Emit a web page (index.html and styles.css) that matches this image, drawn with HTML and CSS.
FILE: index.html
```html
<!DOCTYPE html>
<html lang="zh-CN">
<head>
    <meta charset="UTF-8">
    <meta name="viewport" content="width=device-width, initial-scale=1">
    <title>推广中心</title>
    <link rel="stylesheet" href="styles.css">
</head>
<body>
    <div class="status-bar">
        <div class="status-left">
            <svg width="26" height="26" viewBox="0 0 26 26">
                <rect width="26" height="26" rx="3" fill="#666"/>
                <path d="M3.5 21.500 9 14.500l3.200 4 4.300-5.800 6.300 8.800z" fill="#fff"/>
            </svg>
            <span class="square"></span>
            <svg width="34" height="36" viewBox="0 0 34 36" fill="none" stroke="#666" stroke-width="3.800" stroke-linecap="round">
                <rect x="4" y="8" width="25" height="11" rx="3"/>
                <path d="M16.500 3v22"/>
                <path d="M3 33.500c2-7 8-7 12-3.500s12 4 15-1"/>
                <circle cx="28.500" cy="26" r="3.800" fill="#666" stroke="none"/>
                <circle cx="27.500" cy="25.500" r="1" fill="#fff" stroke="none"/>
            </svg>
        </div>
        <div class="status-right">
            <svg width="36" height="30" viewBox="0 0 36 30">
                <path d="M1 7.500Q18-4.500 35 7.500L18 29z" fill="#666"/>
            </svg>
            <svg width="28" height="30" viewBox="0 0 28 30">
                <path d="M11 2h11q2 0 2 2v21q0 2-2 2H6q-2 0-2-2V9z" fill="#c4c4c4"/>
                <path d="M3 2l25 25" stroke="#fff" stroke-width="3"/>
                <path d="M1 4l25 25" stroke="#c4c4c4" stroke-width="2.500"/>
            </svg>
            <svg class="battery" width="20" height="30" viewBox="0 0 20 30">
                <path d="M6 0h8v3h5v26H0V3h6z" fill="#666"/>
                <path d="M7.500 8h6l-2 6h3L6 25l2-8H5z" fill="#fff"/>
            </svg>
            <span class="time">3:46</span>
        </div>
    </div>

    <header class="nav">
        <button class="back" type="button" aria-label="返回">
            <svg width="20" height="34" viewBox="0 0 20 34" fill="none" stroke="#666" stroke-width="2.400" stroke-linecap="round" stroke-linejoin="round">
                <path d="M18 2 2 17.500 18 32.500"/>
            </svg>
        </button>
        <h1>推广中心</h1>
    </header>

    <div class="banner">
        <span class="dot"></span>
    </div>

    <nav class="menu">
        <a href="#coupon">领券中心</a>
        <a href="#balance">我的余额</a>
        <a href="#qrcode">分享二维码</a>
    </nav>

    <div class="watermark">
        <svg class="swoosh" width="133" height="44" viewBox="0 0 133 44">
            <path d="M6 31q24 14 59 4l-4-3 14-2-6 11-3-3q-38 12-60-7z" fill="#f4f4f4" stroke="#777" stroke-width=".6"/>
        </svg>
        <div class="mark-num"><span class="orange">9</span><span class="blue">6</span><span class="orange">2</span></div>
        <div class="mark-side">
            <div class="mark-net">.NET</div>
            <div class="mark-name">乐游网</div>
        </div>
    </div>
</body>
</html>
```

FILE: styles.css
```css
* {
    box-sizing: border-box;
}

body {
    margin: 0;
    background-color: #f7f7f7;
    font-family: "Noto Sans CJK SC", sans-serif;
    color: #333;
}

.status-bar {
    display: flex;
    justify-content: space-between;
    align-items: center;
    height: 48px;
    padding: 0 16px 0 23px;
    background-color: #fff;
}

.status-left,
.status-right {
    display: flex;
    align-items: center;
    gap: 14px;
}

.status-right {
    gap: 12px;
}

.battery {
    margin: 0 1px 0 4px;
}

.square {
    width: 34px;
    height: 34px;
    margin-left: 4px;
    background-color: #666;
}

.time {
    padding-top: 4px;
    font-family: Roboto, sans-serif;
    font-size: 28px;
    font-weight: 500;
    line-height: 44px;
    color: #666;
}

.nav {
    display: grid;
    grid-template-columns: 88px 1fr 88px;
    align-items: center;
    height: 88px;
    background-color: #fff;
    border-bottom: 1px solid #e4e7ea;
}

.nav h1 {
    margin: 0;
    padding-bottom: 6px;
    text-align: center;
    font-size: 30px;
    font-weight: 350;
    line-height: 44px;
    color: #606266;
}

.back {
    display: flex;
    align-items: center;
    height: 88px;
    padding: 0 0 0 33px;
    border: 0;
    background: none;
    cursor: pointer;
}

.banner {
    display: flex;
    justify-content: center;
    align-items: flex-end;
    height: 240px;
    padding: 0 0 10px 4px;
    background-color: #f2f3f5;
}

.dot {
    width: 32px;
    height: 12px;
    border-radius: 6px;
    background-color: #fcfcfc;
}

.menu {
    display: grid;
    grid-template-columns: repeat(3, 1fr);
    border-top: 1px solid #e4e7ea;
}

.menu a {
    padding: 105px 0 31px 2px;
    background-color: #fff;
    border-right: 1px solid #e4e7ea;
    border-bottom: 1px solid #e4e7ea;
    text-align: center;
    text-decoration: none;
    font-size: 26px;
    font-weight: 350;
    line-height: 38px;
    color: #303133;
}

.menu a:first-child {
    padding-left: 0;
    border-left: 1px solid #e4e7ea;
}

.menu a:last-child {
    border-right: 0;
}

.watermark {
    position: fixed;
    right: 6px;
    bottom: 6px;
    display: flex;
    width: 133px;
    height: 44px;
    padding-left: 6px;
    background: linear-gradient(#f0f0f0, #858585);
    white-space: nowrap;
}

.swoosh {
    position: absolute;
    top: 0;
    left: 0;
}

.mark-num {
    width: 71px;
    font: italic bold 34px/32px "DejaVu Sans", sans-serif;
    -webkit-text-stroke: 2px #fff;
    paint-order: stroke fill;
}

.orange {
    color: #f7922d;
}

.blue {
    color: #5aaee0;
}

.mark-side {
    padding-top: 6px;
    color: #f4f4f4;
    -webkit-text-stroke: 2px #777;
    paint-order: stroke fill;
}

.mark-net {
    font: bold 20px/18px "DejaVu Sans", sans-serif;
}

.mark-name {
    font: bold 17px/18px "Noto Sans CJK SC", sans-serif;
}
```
********
__Directive__: The whole listing above needs to be written out again exactly.

__Problem solution__:
Emit a web page (index.html and styles.css) that matches this image, drawn with HTML and CSS.
FILE: index.html
```html
<!DOCTYPE html>
<html lang="zh-CN">
<head>
    <meta charset="UTF-8">
    <meta name="viewport" content="width=device-width, initial-scale=1">
    <title>推广中心</title>
    <link rel="stylesheet" href="styles.css">
</head>
<body>
    <div class="status-bar">
        <div class="status-left">
            <svg width="26" height="26" viewBox="0 0 26 26">
                <rect width="26" height="26" rx="3" fill="#666"/>
                <path d="M3.5 21.500 9 14.500l3.200 4 4.300-5.800 6.300 8.800z" fill="#fff"/>
            </svg>
            <span class="square"></span>
            <svg width="34" height="36" viewBox="0 0 34 36" fill="none" stroke="#666" stroke-width="3.800" stroke-linecap="round">
                <rect x="4" y="8" width="25" height="11" rx="3"/>
                <path d="M16.500 3v22"/>
                <path d="M3 33.500c2-7 8-7 12-3.500s12 4 15-1"/>
                <circle cx="28.500" cy="26" r="3.800" fill="#666" stroke="none"/>
                <circle cx="27.500" cy="25.500" r="1" fill="#fff" stroke="none"/>
            </svg>
        </div>
        <div class="status-right">
            <svg width="36" height="30" viewBox="0 0 36 30">
                <path d="M1 7.500Q18-4.500 35 7.500L18 29z" fill="#666"/>
            </svg>
            <svg width="28" height="30" viewBox="0 0 28 30">
                <path d="M11 2h11q2 0 2 2v21q0 2-2 2H6q-2 0-2-2V9z" fill="#c4c4c4"/>
                <path d="M3 2l25 25" stroke="#fff" stroke-width="3"/>
                <path d="M1 4l25 25" stroke="#c4c4c4" stroke-width="2.500"/>
            </svg>
            <svg class="battery" width="20" height="30" viewBox="0 0 20 30">
                <path d="M6 0h8v3h5v26H0V3h6z" fill="#666"/>
                <path d="M7.500 8h6l-2 6h3L6 25l2-8H5z" fill="#fff"/>
            </svg>
            <span class="time">3:46</span>
        </div>
    </div>

    <header class="nav">
        <button class="back" type="button" aria-label="返回">
            <svg width="20" height="34" viewBox="0 0 20 34" fill="none" stroke="#666" stroke-width="2.400" stroke-linecap="round" stroke-linejoin="round">
                <path d="M18 2 2 17.500 18 32.500"/>
            </svg>
        </button>
        <h1>推广中心</h1>
    </header>

    <div class="banner">
        <span class="dot"></span>
    </div>

    <nav class="menu">
        <a href="#coupon">领券中心</a>
        <a href="#balance">我的余额</a>
        <a href="#qrcode">分享二维码</a>
    </nav>

    <div class="watermark">
        <svg class="swoosh" width="133" height="44" viewBox="0 0 133 44">
            <path d="M6 31q24 14 59 4l-4-3 14-2-6 11-3-3q-38 12-60-7z" fill="#f4f4f4" stroke="#777" stroke-width=".6"/>
        </svg>
        <div class="mark-num"><span class="orange">9</span><span class="blue">6</span><span class="orange">2</span></div>
        <div class="mark-side">
            <div class="mark-net">.NET</div>
            <div class="mark-name">乐游网</div>
        </div>
    </div>
</body>
</html>
```

FILE: styles.css
```css
* {
    box-sizing: border-box;
}

body {
    margin: 0;
    background-color: #f7f7f7;
    font-family: "Noto Sans CJK SC", sans-serif;
    color: #333;
}

.status-bar {
    display: flex;
    justify-content: space-between;
    align-items: center;
    height: 48px;
    padding: 0 16px 0 23px;
    background-color: #fff;
}

.status-left,
.status-right {
    display: flex;
    align-items: center;
    gap: 14px;
}

.status-right {
    gap: 12px;
}

.battery {
    margin: 0 1px 0 4px;
}

.square {
    width: 34px;
    height: 34px;
    margin-left: 4px;
    background-color: #666;
}

.time {
    padding-top: 4px;
    font-family: Roboto, sans-serif;
    font-size: 28px;
    font-weight: 500;
    line-height: 44px;
    color: #666;
}

.nav {
    display: grid;
    grid-template-columns: 88px 1fr 88px;
    align-items: center;
    height: 88px;
    background-color: #fff;
    border-bottom: 1px solid #e4e7ea;
}

.nav h1 {
    margin: 0;
    padding-bottom: 6px;
    text-align: center;
    font-size: 30px;
    font-weight: 350;
    line-height: 44px;
    color: #606266;
}

.back {
    display: flex;
    align-items: center;
    height: 88px;
    padding: 0 0 0 33px;
    border: 0;
    background: none;
    cursor: pointer;
}

.banner {
    display: flex;
    justify-content: center;
    align-items: flex-end;
    height: 240px;
    padding: 0 0 10px 4px;
    background-color: #f2f3f5;
}

.dot {
    width: 32px;
    height: 12px;
    border-radius: 6px;
    background-color: #fcfcfc;
}

.menu {
    display: grid;
    grid-template-columns: repeat(3, 1fr);
    border-top: 1px solid #e4e7ea;
}

.menu a {
    padding: 105px 0 31px 2px;
    background-color: #fff;
    border-right: 1px solid #e4e7ea;
    border-bottom: 1px solid #e4e7ea;
    text-align: center;
    text-decoration: none;
    font-size: 26px;
    font-weight: 350;
    line-height: 38px;
    color: #303133;
}

.menu a:first-child {
    padding-left: 0;
    border-left: 1px solid #e4e7ea;
}

.menu a:last-child {
    border-right: 0;
}

.watermark {
    position: fixed;
    right: 6px;
    bottom: 6px;
    display: flex;
    width: 133px;
    height: 44px;
    padding-left: 6px;
    background: linear-gradient(#f0f0f0, #858585);
    white-space: nowrap;
}

.swoosh {
    position: absolute;
    top: 0;
    left: 0;
}

.mark-num {
    width: 71px;
    font: italic bold 34px/32px "DejaVu Sans", sans-serif;
    -webkit-text-stroke: 2px #fff;
    paint-order: stroke fill;
}

.orange {
    color: #f7922d;
}

.blue {
    color: #5aaee0;
}

.mark-side {
    padding-top: 6px;
    color: #f4f4f4;
    -webkit-text-stroke: 2px #777;
    paint-order: stroke fill;
}

.mark-net {
    font: bold 20px/18px "DejaVu Sans", sans-serif;
}

.mark-name {
    font: bold 17px/18px "Noto Sans CJK SC", sans-serif;
}
```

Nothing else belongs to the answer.